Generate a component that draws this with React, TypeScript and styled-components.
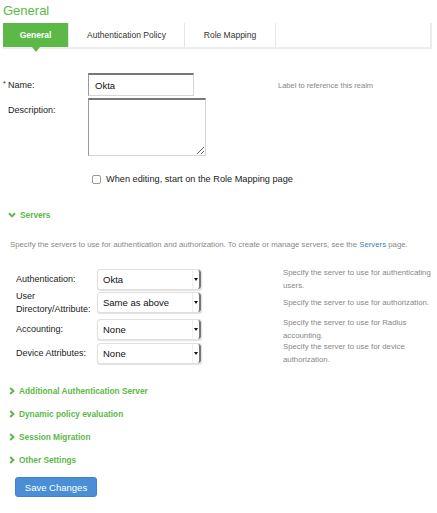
import styled, { createGlobalStyle } from "styled-components";

const GREEN = "#5cb947";

const GlobalStyle = createGlobalStyle`
  html, body {
    margin: 0;
    padding: 0;
    background: #fff;
  }
  body {
    font-family: "Liberation Sans", Arial, Helvetica, sans-serif;
    color: #222;
  }
`;

const tabs = ["General", "Authentication Policy", "Role Mapping"];

const servers = [
  { label: "Authentication:", value: "Okta", hint: "Specify the server to use for authenticating users.", tall: false },
  { label: "User Directory/Attribute:", value: "Same as above", hint: "Specify the server to use for authorization.", tall: true },
  { label: "Accounting:", value: "None", hint: "Specify the server to use for Radius accounting.", tall: false },
  { label: "Device Attributes:", value: "None", hint: "Specify the server to use for device authorization.", tall: false },
];

const sections = [
  "Additional Authentication Server",
  "Dynamic policy evaluation",
  "Session Migration",
  "Other Settings",
];

const ChevronDown = () => (
  <svg width="8" height="6" viewBox="0 0 8 6">
    <path d="M1 1.2 L4 4.4 L7 1.2" fill="none" stroke={GREEN} strokeWidth="2" />
  </svg>
);

const ChevronRight = () => (
  <svg width="6" height="8" viewBox="0 0 6 8">
    <path d="M1.2 1 L4.4 4 L1.2 7" fill="none" stroke={GREEN} strokeWidth="2" />
  </svg>
);

const App: React.FC = () => {
  return (
    <>
      <GlobalStyle />
      <Root>
        <PageTitle>General</PageTitle>
        <TabBar>
          {tabs.map((t, i) => (
            <Tab key={t} $active={i === 0} $width={i === 0 ? 66 : i === 1 ? 116 : 91}>
              {t}
            </Tab>
          ))}
          <TabFiller />
        </TabBar>

        <Form>
          <FieldRow>
            <FieldLabel>
              <Required>*</Required>Name:
            </FieldLabel>
            <TextInput defaultValue="Okta" />
            <Hint $left={84}>Label to reference this realm</Hint>
          </FieldRow>
          <FieldRow>
            <FieldLabel>Description:</FieldLabel>
            <TextArea />
          </FieldRow>
          <CheckRow>
            <CheckBox type="checkbox" />
            <CheckText>When editing, start on the Role Mapping page</CheckText>
          </CheckRow>
        </Form>

        <SectionHeader $top={25}>
          <ChevronDown />
          Servers
        </SectionHeader>
        <Intro>
          Specify the servers to use for authentication and authorization. To create or manage servers, see the{" "}
          <Link>Servers</Link> page.
        </Intro>

        <ServerGrid>
          {servers.map((s) => (
            <ServerRow key={s.label} $tall={s.tall}>
              <ServerLabel>{s.label}</ServerLabel>
              <SelectBox>
                <span>{s.value}</span>
                <SelectHandle>
                  <svg width="4" height="3" viewBox="0 0 4 3">
                    <path d="M0 0 H4 L2 3 Z" fill="#111" />
                  </svg>
                </SelectHandle>
              </SelectBox>
              <ServerHint>{s.hint}</ServerHint>
            </ServerRow>
          ))}
        </ServerGrid>

        <Sections>
          {sections.map((s) => (
            <SectionHeader key={s} $top={0}>
              <ChevronRight />
              {s}
            </SectionHeader>
          ))}
        </Sections>

        <SaveButton>Save Changes</SaveButton>
      </Root>
    </>
  );
};

const Root = styled.div`
  width: 437px;
  height: 513px;
  padding: 3px 5px 0 3px;
  box-sizing: border-box;
  overflow: hidden;
`;

const PageTitle = styled.h1`
  margin: 0;
  font-size: 13px;
  font-weight: normal;
  line-height: 15px;
  color: ${GREEN};
`;

const TabBar = styled.div`
  display: flex;
  margin-top: 5px;
  height: 24px;
  width: 429px;
  border-bottom: 2px solid #ececec;
`;

const Tab = styled.div<{ $active: boolean; $width: number }>`
  position: relative;
  width: ${({ $width }) => $width}px;
  display: flex;
  align-items: center;
  justify-content: center;
  font-size: 8.5px;
  font-weight: ${({ $active }) => ($active ? "bold" : "normal")};
  color: ${({ $active }) => ($active ? "#fff" : "#333")};
  background: ${({ $active }) => ($active ? GREEN : "#fff")};
  border-right: 1px solid #e6e6e6;
  box-sizing: border-box;

  &::after {
    content: "";
    display: ${({ $active }) => ($active ? "block" : "none")};
    position: absolute;
    left: 50%;
    bottom: -5px;
    margin-left: -4px;
    border-left: 4px solid transparent;
    border-right: 4px solid transparent;
    border-top: 5px solid ${GREEN};
  }
`;

const TabFiller = styled.div`
  flex: 1;
  border-right: 2px solid #ececec;
`;

const Form = styled.div`
  display: flex;
  flex-direction: column;
  margin-top: 24px;
`;

const FieldRow = styled.div`
  display: flex;
  align-items: flex-start;
  margin-bottom: 2px;
`;

const FieldLabel = styled.label`
  width: 85px;
  padding-left: 5px;
  box-sizing: border-box;
  font-size: 9px;
  line-height: 11px;
  padding-top: 7px;
  position: relative;
`;

const Required = styled.span`
  position: absolute;
  left: 0;
  top: 5px;
  font-size: 7px;
`;

const TextInput = styled.input`
  width: 106px;
  height: 23px;
  box-sizing: border-box;
  border: 1px solid #d6d6d6;
  border-top: 2px solid #777;
  border-left: 1px solid #999;
  padding: 0 6px;
  font-family: inherit;
  font-size: 9.5px;
  color: #111;
  outline: none;
`;

const TextArea = styled.textarea`
  width: 118px;
  height: 58px;
  box-sizing: border-box;
  border: 1px solid #d6d6d6;
  border-top: 2px solid #777;
  border-left: 1px solid #999;
  margin: 0;
  font-family: inherit;
  outline: none;
`;

const Hint = styled.span<{ $left: number }>`
  margin-left: ${({ $left }) => $left}px;
  padding-top: 8px;
  font-size: 7.5px;
  color: #888;
`;

const CheckRow = styled.label`
  display: flex;
  align-items: center;
  gap: 5px;
  margin: 16px 0 0 89px;
`;

const CheckBox = styled.input`
  width: 9px;
  height: 9px;
  margin: 0;
  appearance: none;
  border: 1px solid #999;
  border-radius: 2px;
  background: #fff;
`;

const CheckText = styled.span`
  font-size: 9.2px;
  color: #222;
`;

const SectionHeader = styled.div<{ $top: number }>`
  display: flex;
  align-items: center;
  gap: 4px;
  margin-top: ${({ $top }) => $top}px;
  padding-left: 5px;
  height: 12px;
  font-size: 8.3px;
  font-weight: bold;
  color: ${GREEN};
`;

const Intro = styled.p`
  margin: 18px 0 0 7px;
  font-size: 7.8px;
  line-height: 12px;
  color: #888;
  white-space: nowrap;
`;

const Link = styled.a`
  color: #3a7fc4;
`;

const ServerGrid = styled.div`
  display: flex;
  flex-direction: column;
  gap: 3px;
  margin-top: 15px;
  padding-left: 13px;
`;

const ServerRow = styled.div<{ $tall: boolean }>`
  display: grid;
  grid-template-columns: 81px 105px 1fr;
  align-items: center;
  height: ${({ $tall }) => ($tall ? 23 : 21)}px;
`;

const ServerLabel = styled.div`
  font-size: 9px;
  line-height: 12.5px;
  color: #222;
`;

const SelectBox = styled.div`
  height: 21px;
  box-sizing: border-box;
  display: flex;
  align-items: center;
  justify-content: space-between;
  padding-left: 5px;
  border: 1px solid #e0e0e0;
  border-radius: 3px;
  box-shadow: 0 1px 1px rgba(0, 0, 0, 0.12);
  font-size: 9.5px;
  color: #111;
  background: #fff;
`;

const SelectHandle = styled.span`
  width: 9px;
  height: 100%;
  display: flex;
  align-items: center;
  justify-content: center;
  border-left: 1px solid #eee;
  border-right: 2px solid #777;
  border-radius: 0 3px 3px 0;
  box-sizing: border-box;
`;

const ServerHint = styled.div`
  padding-left: 81px;
  width: 240px;
  box-sizing: border-box;
  font-size: 7.8px;
  line-height: 13px;
  color: #888;
`;

const Sections = styled.div`
  display: flex;
  flex-direction: column;
  gap: 11px;
  margin-top: 24px;
  padding-left: 1px;
`;

const SaveButton = styled.button`
  display: block;
  margin: 11px 0 0 12px;
  width: 82px;
  height: 20px;
  padding: 0;
  border: 1px solid #3f82c9;
  border-radius: 3px;
  background: #4a8fd6;
  color: #fff;
  font-family: inherit;
  font-size: 9.5px;
`;

export default App;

• _Work to be completed_
Where a line contains the string "React", extract that line.

• _Finished answer_
Generate a component that draws this with React, TypeScript and styled-components.
const App: React.FC = () => {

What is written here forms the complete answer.